## Instructions for the task
Return each line of the records with nothing changed, pictures excepted.

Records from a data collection
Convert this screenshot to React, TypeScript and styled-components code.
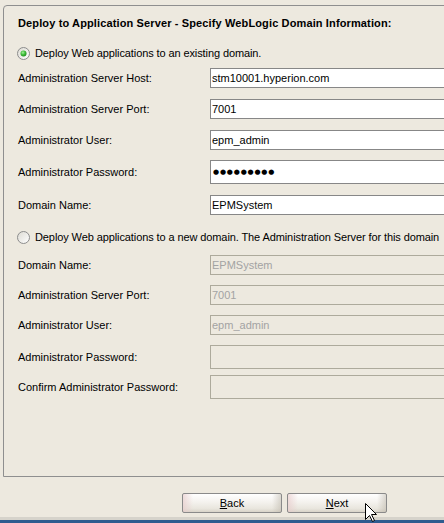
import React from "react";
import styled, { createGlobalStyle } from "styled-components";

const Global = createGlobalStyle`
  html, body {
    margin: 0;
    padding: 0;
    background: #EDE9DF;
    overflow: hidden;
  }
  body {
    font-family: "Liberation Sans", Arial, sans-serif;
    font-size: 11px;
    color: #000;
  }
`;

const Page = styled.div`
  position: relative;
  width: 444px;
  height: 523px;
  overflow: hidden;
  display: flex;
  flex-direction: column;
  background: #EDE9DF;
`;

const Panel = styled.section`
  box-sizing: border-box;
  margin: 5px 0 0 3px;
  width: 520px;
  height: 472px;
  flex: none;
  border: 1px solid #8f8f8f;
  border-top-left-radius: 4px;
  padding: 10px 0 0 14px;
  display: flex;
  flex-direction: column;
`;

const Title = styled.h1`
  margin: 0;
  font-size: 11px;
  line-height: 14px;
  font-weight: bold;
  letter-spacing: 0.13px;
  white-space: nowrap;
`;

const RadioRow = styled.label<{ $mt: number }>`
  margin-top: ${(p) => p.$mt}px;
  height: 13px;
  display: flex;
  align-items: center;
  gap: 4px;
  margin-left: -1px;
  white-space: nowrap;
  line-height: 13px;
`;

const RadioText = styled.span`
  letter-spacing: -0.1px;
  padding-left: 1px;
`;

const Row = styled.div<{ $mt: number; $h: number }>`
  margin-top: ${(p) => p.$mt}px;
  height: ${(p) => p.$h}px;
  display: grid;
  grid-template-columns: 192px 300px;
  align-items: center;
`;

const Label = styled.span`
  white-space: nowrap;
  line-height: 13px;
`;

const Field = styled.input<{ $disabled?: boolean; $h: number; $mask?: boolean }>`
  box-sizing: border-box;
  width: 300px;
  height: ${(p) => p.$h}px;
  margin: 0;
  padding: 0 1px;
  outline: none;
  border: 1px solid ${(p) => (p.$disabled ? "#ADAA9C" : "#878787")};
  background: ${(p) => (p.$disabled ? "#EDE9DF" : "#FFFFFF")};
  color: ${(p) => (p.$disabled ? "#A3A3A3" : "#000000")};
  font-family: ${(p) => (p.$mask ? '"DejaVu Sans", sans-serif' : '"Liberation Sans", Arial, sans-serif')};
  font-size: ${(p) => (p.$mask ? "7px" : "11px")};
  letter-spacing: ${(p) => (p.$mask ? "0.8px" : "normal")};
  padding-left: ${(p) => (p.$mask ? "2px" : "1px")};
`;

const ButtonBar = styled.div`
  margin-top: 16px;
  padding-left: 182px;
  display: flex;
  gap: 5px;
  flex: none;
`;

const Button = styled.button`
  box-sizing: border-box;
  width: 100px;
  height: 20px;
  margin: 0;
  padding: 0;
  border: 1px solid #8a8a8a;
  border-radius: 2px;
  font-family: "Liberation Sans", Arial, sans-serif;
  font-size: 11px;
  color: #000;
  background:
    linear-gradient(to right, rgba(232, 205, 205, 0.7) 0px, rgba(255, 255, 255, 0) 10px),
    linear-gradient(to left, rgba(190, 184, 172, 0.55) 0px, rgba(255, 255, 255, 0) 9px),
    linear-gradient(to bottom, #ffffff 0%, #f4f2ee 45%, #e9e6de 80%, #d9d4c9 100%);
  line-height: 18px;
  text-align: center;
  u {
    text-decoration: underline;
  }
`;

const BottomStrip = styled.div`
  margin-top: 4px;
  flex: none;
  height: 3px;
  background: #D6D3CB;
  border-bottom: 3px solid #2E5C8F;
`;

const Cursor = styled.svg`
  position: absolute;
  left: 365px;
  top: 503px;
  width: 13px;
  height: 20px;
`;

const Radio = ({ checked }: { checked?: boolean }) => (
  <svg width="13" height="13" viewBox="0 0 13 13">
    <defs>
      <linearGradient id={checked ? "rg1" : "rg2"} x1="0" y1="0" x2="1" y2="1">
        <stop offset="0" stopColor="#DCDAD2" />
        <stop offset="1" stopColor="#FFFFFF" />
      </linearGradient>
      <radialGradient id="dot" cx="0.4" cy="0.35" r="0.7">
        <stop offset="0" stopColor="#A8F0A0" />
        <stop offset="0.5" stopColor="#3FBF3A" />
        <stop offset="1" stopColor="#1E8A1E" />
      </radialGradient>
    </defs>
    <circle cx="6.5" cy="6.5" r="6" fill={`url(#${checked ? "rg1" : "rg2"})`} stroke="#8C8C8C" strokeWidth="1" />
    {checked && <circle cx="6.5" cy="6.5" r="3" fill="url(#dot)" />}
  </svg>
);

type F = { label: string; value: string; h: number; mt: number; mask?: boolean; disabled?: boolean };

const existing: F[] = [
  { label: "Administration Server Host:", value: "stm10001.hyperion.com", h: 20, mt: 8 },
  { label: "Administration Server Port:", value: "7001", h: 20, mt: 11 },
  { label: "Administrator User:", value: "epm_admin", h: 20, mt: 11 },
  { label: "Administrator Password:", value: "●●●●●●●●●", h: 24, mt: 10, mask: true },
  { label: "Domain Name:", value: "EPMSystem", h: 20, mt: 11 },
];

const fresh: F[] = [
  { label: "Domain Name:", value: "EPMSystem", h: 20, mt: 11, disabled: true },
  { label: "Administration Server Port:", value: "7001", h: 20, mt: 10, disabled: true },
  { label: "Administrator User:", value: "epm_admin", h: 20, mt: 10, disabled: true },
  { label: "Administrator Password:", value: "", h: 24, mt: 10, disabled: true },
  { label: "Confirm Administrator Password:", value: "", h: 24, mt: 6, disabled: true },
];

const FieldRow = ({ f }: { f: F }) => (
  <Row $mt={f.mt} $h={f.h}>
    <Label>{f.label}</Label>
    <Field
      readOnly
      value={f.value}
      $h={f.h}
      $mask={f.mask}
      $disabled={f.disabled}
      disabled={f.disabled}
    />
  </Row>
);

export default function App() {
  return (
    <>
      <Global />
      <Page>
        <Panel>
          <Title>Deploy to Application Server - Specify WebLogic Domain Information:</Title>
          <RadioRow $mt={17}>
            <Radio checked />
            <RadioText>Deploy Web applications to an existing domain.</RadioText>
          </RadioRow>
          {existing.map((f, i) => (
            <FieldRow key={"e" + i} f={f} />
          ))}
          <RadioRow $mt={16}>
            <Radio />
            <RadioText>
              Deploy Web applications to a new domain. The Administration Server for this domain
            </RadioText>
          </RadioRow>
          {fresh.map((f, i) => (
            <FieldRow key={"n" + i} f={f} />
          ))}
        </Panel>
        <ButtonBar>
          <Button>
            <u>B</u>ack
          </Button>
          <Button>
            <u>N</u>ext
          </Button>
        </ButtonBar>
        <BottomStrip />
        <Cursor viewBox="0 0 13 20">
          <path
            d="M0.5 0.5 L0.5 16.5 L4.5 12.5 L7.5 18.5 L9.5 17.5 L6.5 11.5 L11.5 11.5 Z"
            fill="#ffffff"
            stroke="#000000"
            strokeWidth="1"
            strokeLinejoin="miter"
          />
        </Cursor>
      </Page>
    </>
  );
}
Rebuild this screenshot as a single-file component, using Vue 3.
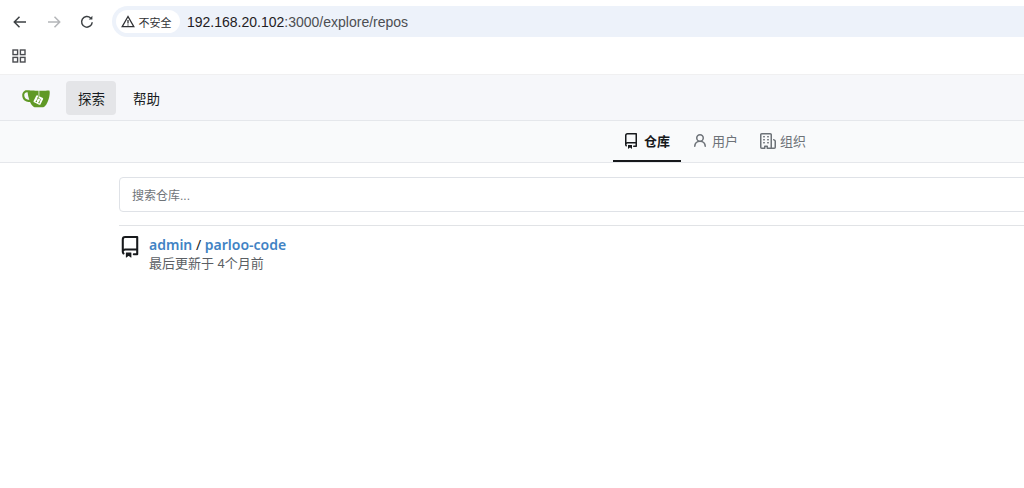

## Result below
Convert this screenshot to React, TypeScript and styled-components code.
import React from "react";
import styled, { createGlobalStyle } from "styled-components";

const Global = createGlobalStyle`
  html, body {
    margin: 0;
    padding: 0;
    background: #EDE9DF;
    overflow: hidden;
  }
  body {
    font-family: "Liberation Sans", Arial, sans-serif;
    font-size: 11px;
    color: #000;
  }
`;

const Page = styled.div`
  position: relative;
  width: 444px;
  height: 523px;
  overflow: hidden;
  display: flex;
  flex-direction: column;
  background: #EDE9DF;
`;

const Panel = styled.section`
  box-sizing: border-box;
  margin: 5px 0 0 3px;
  width: 520px;
  height: 472px;
  flex: none;
  border: 1px solid #8f8f8f;
  border-top-left-radius: 4px;
  padding: 10px 0 0 14px;
  display: flex;
  flex-direction: column;
`;

const Title = styled.h1`
  margin: 0;
  font-size: 11px;
  line-height: 14px;
  font-weight: bold;
  letter-spacing: 0.13px;
  white-space: nowrap;
`;

const RadioRow = styled.label<{ $mt: number }>`
  margin-top: ${(p) => p.$mt}px;
  height: 13px;
  display: flex;
  align-items: center;
  gap: 4px;
  margin-left: -1px;
  white-space: nowrap;
  line-height: 13px;
`;

const RadioText = styled.span`
  letter-spacing: -0.1px;
  padding-left: 1px;
`;

const Row = styled.div<{ $mt: number; $h: number }>`
  margin-top: ${(p) => p.$mt}px;
  height: ${(p) => p.$h}px;
  display: grid;
  grid-template-columns: 192px 300px;
  align-items: center;
`;

const Label = styled.span`
  white-space: nowrap;
  line-height: 13px;
`;

const Field = styled.input<{ $disabled?: boolean; $h: number; $mask?: boolean }>`
  box-sizing: border-box;
  width: 300px;
  height: ${(p) => p.$h}px;
  margin: 0;
  padding: 0 1px;
  outline: none;
  border: 1px solid ${(p) => (p.$disabled ? "#ADAA9C" : "#878787")};
  background: ${(p) => (p.$disabled ? "#EDE9DF" : "#FFFFFF")};
  color: ${(p) => (p.$disabled ? "#A3A3A3" : "#000000")};
  font-family: ${(p) => (p.$mask ? '"DejaVu Sans", sans-serif' : '"Liberation Sans", Arial, sans-serif')};
  font-size: ${(p) => (p.$mask ? "7px" : "11px")};
  letter-spacing: ${(p) => (p.$mask ? "0.8px" : "normal")};
  padding-left: ${(p) => (p.$mask ? "2px" : "1px")};
`;

const ButtonBar = styled.div`
  margin-top: 16px;
  padding-left: 182px;
  display: flex;
  gap: 5px;
  flex: none;
`;

const Button = styled.button`
  box-sizing: border-box;
  width: 100px;
  height: 20px;
  margin: 0;
  padding: 0;
  border: 1px solid #8a8a8a;
  border-radius: 2px;
  font-family: "Liberation Sans", Arial, sans-serif;
  font-size: 11px;
  color: #000;
  background:
    linear-gradient(to right, rgba(232, 205, 205, 0.7) 0px, rgba(255, 255, 255, 0) 10px),
    linear-gradient(to left, rgba(190, 184, 172, 0.55) 0px, rgba(255, 255, 255, 0) 9px),
    linear-gradient(to bottom, #ffffff 0%, #f4f2ee 45%, #e9e6de 80%, #d9d4c9 100%);
  line-height: 18px;
  text-align: center;
  u {
    text-decoration: underline;
  }
`;

const BottomStrip = styled.div`
  margin-top: 4px;
  flex: none;
  height: 3px;
  background: #D6D3CB;
  border-bottom: 3px solid #2E5C8F;
`;

const Cursor = styled.svg`
  position: absolute;
  left: 365px;
  top: 503px;
  width: 13px;
  height: 20px;
`;

const Radio = ({ checked }: { checked?: boolean }) => (
  <svg width="13" height="13" viewBox="0 0 13 13">
    <defs>
      <linearGradient id={checked ? "rg1" : "rg2"} x1="0" y1="0" x2="1" y2="1">
        <stop offset="0" stopColor="#DCDAD2" />
        <stop offset="1" stopColor="#FFFFFF" />
      </linearGradient>
      <radialGradient id="dot" cx="0.4" cy="0.35" r="0.7">
        <stop offset="0" stopColor="#A8F0A0" />
        <stop offset="0.5" stopColor="#3FBF3A" />
        <stop offset="1" stopColor="#1E8A1E" />
      </radialGradient>
    </defs>
    <circle cx="6.5" cy="6.5" r="6" fill={`url(#${checked ? "rg1" : "rg2"})`} stroke="#8C8C8C" strokeWidth="1" />
    {checked && <circle cx="6.5" cy="6.5" r="3" fill="url(#dot)" />}
  </svg>
);

type F = { label: string; value: string; h: number; mt: number; mask?: boolean; disabled?: boolean };

const existing: F[] = [
  { label: "Administration Server Host:", value: "stm10001.hyperion.com", h: 20, mt: 8 },
  { label: "Administration Server Port:", value: "7001", h: 20, mt: 11 },
  { label: "Administrator User:", value: "epm_admin", h: 20, mt: 11 },
  { label: "Administrator Password:", value: "●●●●●●●●●", h: 24, mt: 10, mask: true },
  { label: "Domain Name:", value: "EPMSystem", h: 20, mt: 11 },
];

const fresh: F[] = [
  { label: "Domain Name:", value: "EPMSystem", h: 20, mt: 11, disabled: true },
  { label: "Administration Server Port:", value: "7001", h: 20, mt: 10, disabled: true },
  { label: "Administrator User:", value: "epm_admin", h: 20, mt: 10, disabled: true },
  { label: "Administrator Password:", value: "", h: 24, mt: 10, disabled: true },
  { label: "Confirm Administrator Password:", value: "", h: 24, mt: 6, disabled: true },
];

const FieldRow = ({ f }: { f: F }) => (
  <Row $mt={f.mt} $h={f.h}>
    <Label>{f.label}</Label>
    <Field
      readOnly
      value={f.value}
      $h={f.h}
      $mask={f.mask}
      $disabled={f.disabled}
      disabled={f.disabled}
    />
  </Row>
);

export default function App() {
  return (
    <>
      <Global />
      <Page>
        <Panel>
          <Title>Deploy to Application Server - Specify WebLogic Domain Information:</Title>
          <RadioRow $mt={17}>
            <Radio checked />
            <RadioText>Deploy Web applications to an existing domain.</RadioText>
          </RadioRow>
          {existing.map((f, i) => (
            <FieldRow key={"e" + i} f={f} />
          ))}
          <RadioRow $mt={16}>
            <Radio />
            <RadioText>
              Deploy Web applications to a new domain. The Administration Server for this domain
            </RadioText>
          </RadioRow>
          {fresh.map((f, i) => (
            <FieldRow key={"n" + i} f={f} />
          ))}
        </Panel>
        <ButtonBar>
          <Button>
            <u>B</u>ack
          </Button>
          <Button>
            <u>N</u>ext
          </Button>
        </ButtonBar>
        <BottomStrip />
        <Cursor viewBox="0 0 13 20">
          <path
            d="M0.5 0.5 L0.5 16.5 L4.5 12.5 L7.5 18.5 L9.5 17.5 L6.5 11.5 L11.5 11.5 Z"
            fill="#ffffff"
            stroke="#000000"
            strokeWidth="1"
            strokeLinejoin="miter"
          />
        </Cursor>
      </Page>
    </>
  );
}
Rebuild this screenshot as a single-file component, using Vue 3.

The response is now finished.